The popular notion that Hippasus discovered irrational numbers creates an unwarranted form of bias toward mathematics and science. It does this in a way that seems to appeal to those who would view science and mathematics as the ultimate good in the world. Let's take the theory and presume that it is true. That Hippasus did upturn the cult member dogma through more rigorous inspection of one of their key primitives. Conceptually, is it really true to say that he 'discovered' irrational numbers? When the first person created the numbers 1 through 10 to quantify their digits, did they 'discover' the numbers 1 through 10? I'd lean toward the answer being no.

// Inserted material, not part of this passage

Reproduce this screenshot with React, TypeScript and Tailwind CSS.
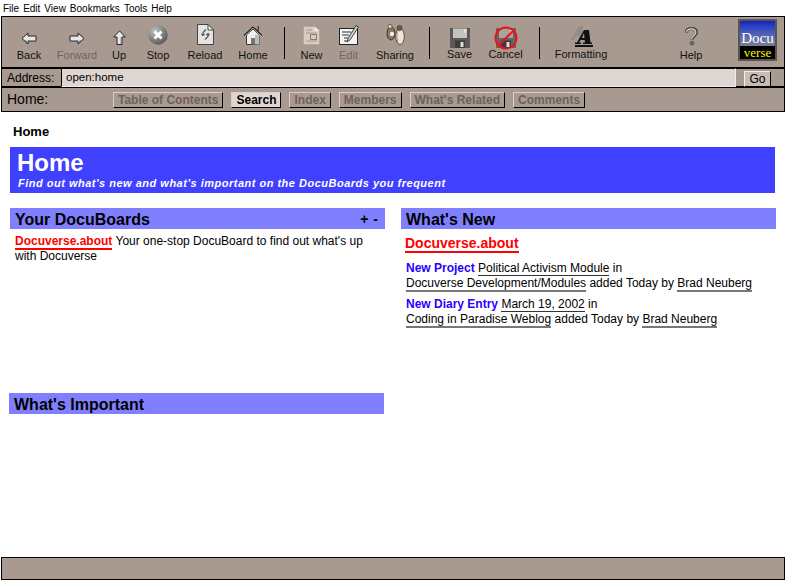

Artists likely knew long before Pythagoras that arranging elements in a visual composition causes the eye to move. This is a pattern that is already in nature, so even the artist is either picking up on it without knowing it or using it with full knowledge. With the language of math, we can describe this motion as a never-ending number. Even so, seeing the number never end with every new calculation and observing that your eye never settles when the golden ratio is used in composition is effectively the same. Neither can fully capture what is going on. For the artist, the ratio adds to the expression. While mathematics seems to be concerned with capturing it. It's a fitting detail that mathematics itself ranks the golden ratio as the most irrational number of all, the one whose digits resist settling harder than any other number's. The number that refuses hardest to be captured is the very one artists reach for when they want the eye to never rest. Both polarities complete the circuit of creation and perception. Dogma comes from thinking any language can provide the answers to the cosmos, artistically or mathematically.